The review's recommendations effectively include a statutory employment test together with a more dynamic system of taxation for the self employed that will see the abolition of the ‘cash job’.


With three types of people in work: employees, workers and the self-employed there are inconsistencies:

  • Whilst all employees are workers, not all workers are employees.
  • Workers have lesser rights to employees and the meaning of worker is ambiguous.

The reviewers think that the aim should be to retain the three types of labour but make the taxation of labour more consistent across employment forms while at the same time improving the rights and entitlements of self-employed people.

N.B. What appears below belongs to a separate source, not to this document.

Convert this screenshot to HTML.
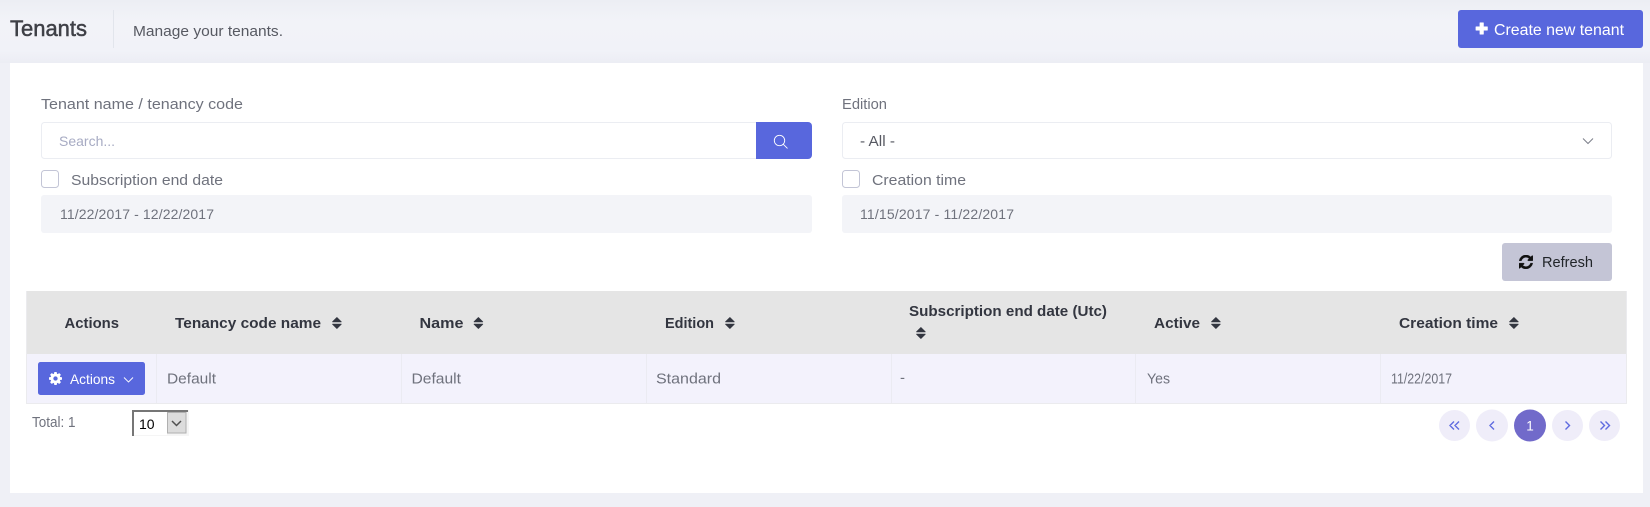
<!DOCTYPE html>
<html lang="en"><head><meta charset="utf-8"><title>Tenants</title>
<style>
html,body{margin:0;padding:0;width:1650px;height:507px;overflow:hidden;background:#eff0f6}
svg{display:block}
text{font-family:"Liberation Sans",sans-serif;font-size:15px;fill:#6f727d}
.b{font-weight:bold;font-size:14.5px;fill:#333640}
</style></head><body>
<svg width="1650" height="507" viewBox="0 0 1650 507" xmlns="http://www.w3.org/2000/svg">
<defs>
<linearGradient id="top" x1="0" y1="0" x2="0" y2="1"><stop offset="0" stop-color="#eceef4"/><stop offset=".35" stop-color="#f2f3f8"/><stop offset=".8" stop-color="#f1f2f8"/><stop offset="1" stop-color="#ecedf4"/></linearGradient>
<g id="sort"><path d="M.6 4.800L4.900 .6 9.200 4.800Z M.6 7.200H9.200L4.900 11.400Z" fill="#333640" stroke="#333640" stroke-width=".9" stroke-linejoin="round"/></g>
</defs>
<rect width="1650" height="507" fill="#eff0f6"/>
<rect width="1650" height="63" fill="url(#top)"/>
<!-- subheader -->
<text x="10" y="36" style="font-size:22px;fill:#3f4047;stroke:#3f4047;stroke-width:.5" textLength="77" lengthAdjust="spacingAndGlyphs">Tenants</text>
<rect x="113" y="10" width="1" height="38" fill="#e2e5ec"/>
<text x="133" y="36" style="fill:#575962" textLength="150" lengthAdjust="spacingAndGlyphs">Manage your tenants.</text>
<rect x="1458" y="10" width="185" height="38" rx="3" fill="#5867dd"/>
<path d="M1479.900 22.700h3.600v4h4v3.600h-4v4h-3.600v-4h-4v-3.600h4z" fill="#fff" stroke="#fff" stroke-width=".5" stroke-linejoin="round"/>
<text x="1494" y="35" style="font-size:15.500px;fill:#fff" textLength="130" lengthAdjust="spacingAndGlyphs">Create new tenant</text>
<!-- card -->
<rect x="10" y="63" width="1633" height="430" fill="#fff"/>
<!-- filters -->
<text x="41" y="109" textLength="202" lengthAdjust="spacingAndGlyphs">Tenant name / tenancy code</text>
<rect x="41.500" y="122.500" width="720" height="36" rx="3" fill="#fff" stroke="#ebedf2"/>
<text x="59" y="146" style="font-size:14px;fill:#a7abc3">Search...</text>
<path d="M756 122H808a4 4 0 0 1 4 4V155a4 4 0 0 1-4 4H756Z" fill="#5867dd"/>
<circle cx="779.500" cy="140.500" r="5.200" fill="none" stroke="#fff" stroke-width=".9"/>
<path d="M783.300 144.300L787.500 148.400" stroke="#fff" stroke-width=".9" fill="none"/>
<text x="842" y="109" textLength="45" lengthAdjust="spacingAndGlyphs">Edition</text>
<rect x="842.500" y="122.500" width="769" height="36" rx="3" fill="#fff" stroke="#ebedf2"/>
<text x="860" y="146" style="fill:#575962" textLength="35" lengthAdjust="spacingAndGlyphs">- All -</text>
<path d="M1583 138.500L1588 143.500 1593 138.500" fill="none" stroke="#7b7e8a" stroke-width="1"/>
<rect x="41.500" y="170.500" width="17" height="17" rx="3" fill="#fff" stroke="#c3c5d6"/>
<text x="71" y="185" textLength="152" lengthAdjust="spacingAndGlyphs">Subscription end date</text>
<rect x="842.500" y="170.500" width="17" height="17" rx="3" fill="#fff" stroke="#c3c5d6"/>
<text x="872" y="185" textLength="94" lengthAdjust="spacingAndGlyphs">Creation time</text>
<rect x="41" y="195" width="771" height="38" rx="3" fill="#f3f4f8"/>
<rect x="842" y="195" width="770" height="38" rx="3" fill="#f3f4f8"/>
<text x="60" y="219" style="font-size:14px" textLength="154">11/22/2017 - 12/22/2017</text>
<text x="860" y="219" style="font-size:14px" textLength="154">11/15/2017 - 11/22/2017</text>
<rect x="1502" y="243" width="110" height="38" rx="3" fill="#c4c5d6"/>
<svg x="1519" y="255" width="14" height="14" viewBox="130 130 1540 1540"><path fill="#111" stroke="#111" stroke-width="40" d="M1639 1056q0 5-1 7-64 268-268 434.500t-478 166.500q-146 0-282.500-55t-243.500-157l-129 129q-19 19-45 19t-45-19-19-45v-448q0-26 19-45t45-19h448q26 0 45 19t19 45-19 45l-137 137q71 66 161 102t187 36q134 0 250-65t186-179q11-17 53-117 8-23 30-23h192q13 0 22.500 9.500t9.500 22.500zm25-800v448q0 26-19 45t-45 19h-448q-26 0-45-19t-19-45 19-45l138-138q-148-137-349-137-134 0-250 65t-186 179q-11 17-53 117-8 23-30 23h-199q-13 0-22.500-9.500t-9.500-22.500v-7q65-268 270-434.500t480-166.500q146 0 284 55.500t245 156.500l130-129q19-19 45-19t45 19 19 45z"/></svg>
<text x="1542" y="267" style="fill:#212529" textLength="51" lengthAdjust="spacingAndGlyphs">Refresh</text>
<!-- table -->
<rect x="26" y="291" width="1601" height="63" fill="#e5e5e5"/>
<rect x="26" y="354" width="1601" height="49" fill="#f3f2fc"/>
<path d="M26 403.500H1627M26.500 291V403M1626.500 291V403" stroke="#ebebee" fill="none"/>
<path d="M156.500 354V403M401.500 354V403M646.500 354V403M891.500 354V403M1135.500 354V403M1380.500 354V403" stroke="#ebebf2" fill="none"/>
<text class="b" x="64.500" y="328" textLength="54.500" lengthAdjust="spacingAndGlyphs">Actions</text>
<text class="b" x="175" y="328" textLength="146" lengthAdjust="spacingAndGlyphs">Tenancy code name</text>
<use href="#sort" x="332" y="317"/>
<text class="b" x="419.500" y="328" textLength="44" lengthAdjust="spacingAndGlyphs">Name</text>
<use href="#sort" x="473.500" y="317"/>
<text class="b" x="665" y="328" textLength="49" lengthAdjust="spacingAndGlyphs">Edition</text>
<use href="#sort" x="725" y="317"/>
<text class="b" x="909" y="316" textLength="198" lengthAdjust="spacingAndGlyphs">Subscription end date (Utc)</text>
<use href="#sort" x="916" y="327"/>
<text class="b" x="1154" y="328" textLength="46" lengthAdjust="spacingAndGlyphs">Active</text>
<use href="#sort" x="1211" y="317"/>
<text class="b" x="1399" y="328" textLength="99" lengthAdjust="spacingAndGlyphs">Creation time</text>
<use href="#sort" x="1509" y="317"/>
<rect x="38" y="362" width="107" height="33" rx="2.500" fill="#5867dd"/>
<svg x="49" y="372" width="13" height="13" viewBox="128 128 1536 1536"><path fill="#fff" d="M1152 896q0-106-75-181t-181-75-181 75-75 181 75 181 181 75 181-75 75-181zm512-109v222q0 12-8 23t-20 13l-185 28q-19 54-39 91 35 50 107 138 10 12 10 25t-9 23q-27 37-99 108t-94 71q-12 0-26-9l-138-108q-44 23-91 38-16 136-29 186-7 28-36 28h-222q-14 0-24.500-8.500t-11.500-21.500l-28-184q-49-16-90-37l-141 107q-10 9-25 9-14 0-25-11-126-114-165-168-7-10-7-23 0-12 8-23 15-21 51-66.500t54-70.500q-27-50-41-99l-183-27q-13-2-21-12.500t-8-23.500v-222q0-12 8-23t19-13l186-28q14-46 39-92-40-57-107-138-10-12-10-24 0-10 9-23 26-36 98.500-107.500t94.500-71.500q13 0 26 10l138 107q44-23 91-38 16-136 29-186 7-28 36-28h222q14 0 24.500 8.500t11.500 21.500l28 184q49 16 90 37l142-107q9-9 24-9 13 0 25 10 129 119 165 170 7 8 7 22 0 12-8 23-15 21-51 66.500t-54 70.500q26 50 41 98l183 28q13 2 21 12.500t8 23.500z"/></svg>
<text x="70" y="384" style="font-size:14px;fill:#fff" textLength="45" lengthAdjust="spacingAndGlyphs">Actions</text>
<path d="M124 377.500L128.500 382 133 377.500" fill="none" stroke="#fff" stroke-width=".9"/>
<text x="167" y="383.500" textLength="49" lengthAdjust="spacingAndGlyphs">Default</text>
<text x="411.500" y="383.500" textLength="49.500" lengthAdjust="spacingAndGlyphs">Default</text>
<text x="656" y="383.500" textLength="65" lengthAdjust="spacingAndGlyphs">Standard</text>
<text x="900" y="382.500">-</text>
<text x="1147" y="383.500" textLength="23" lengthAdjust="spacingAndGlyphs">Yes</text>
<text x="1391" y="383.500" textLength="61" lengthAdjust="spacingAndGlyphs">11/22/2017</text>
<!-- footer -->
<text x="32" y="427" textLength="43.500" lengthAdjust="spacingAndGlyphs">Total: 1</text>
<rect x="132" y="410" width="57" height="26" fill="#f5f5f5"/>
<path d="M133 436V411H188" fill="none" stroke="#767676" stroke-width="2"/>
<rect x="134" y="412" width="33" height="23" fill="#fff"/>
<rect x="167.500" y="412.500" width="18.500" height="20.500" fill="#dcdcdc" stroke="#b0b0b0"/>
<path d="M172 421L176.500 425.500 181 421" fill="none" stroke="#505050" stroke-width="1.500"/>
<text x="139" y="429" style="font-size:14px;fill:#000">10</text>
<circle cx="1454.500" cy="425.500" r="15.500" fill="#efedf9"/>
<circle cx="1492" cy="425.500" r="16" fill="#efedf9"/>
<circle cx="1530" cy="425.500" r="16" fill="#716aca"/>
<circle cx="1567.500" cy="425.500" r="15.500" fill="#efedf9"/>
<circle cx="1604.500" cy="425.500" r="15.500" fill="#efedf9"/>
<path d="M1454 421.500L1450 425.500 1454 429.500M1459 421.500L1455 425.500 1459 429.500M1494 421.500L1490 425.500 1494 429.500M1565.500 421.500L1569.500 425.500 1565.500 429.500M1600.500 421.500L1604.500 425.500 1600.500 429.500M1605.500 421.500L1609.500 425.500 1605.500 429.500" fill="none" stroke="#5f6be0" stroke-width="1.400"/>
<text x="1530" y="430.500" style="font-size:13.500px;fill:#fff" text-anchor="middle">1</text>
</svg>
</body></html>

Technological change will impact work and types of employment and we need to be able to adapt

The review proposes that:

  • Workers could be renamed as ‘dependent contractors’.
  • It recommends what can be recognised as a statutory employment test: new legislation and guidance, that retain the best elements of case law and better reflect modern day casual work in terms of the control exercised by employers over their staff.
  • Another plan is to allow employers maximum flexibility by: not allowing the NMW legislation to prevent operations and to provide a clear steer on employment rights.

The self employed

  • It is recognised that with no union to support them, a stronger voice is required for the self employed together with improvements to their pension provision.
  • Given the size of the ‘tax gap’ a more dynamic system of taxation is required to tax cash. This could be via more cashless transactions or a withholding tax when new platforms permit it.


The report does not discuss the public sector or compare public sector with private sector not does it consider IR35 and taxing the self-employed contractor, nor does it really consider in any detail how some technology (e.g. machine learning/AI) will totally interupt and change the future workforce. The report may in fact be of quite limited value.

The idea of a statutory employment test has been mooted by different people over the years. A statutory set of rules to replace years of case law works pretty well for residence purposes and HMRC have an employment indicator tool which means that they have already worked out the steps in their version of the non-statutory test.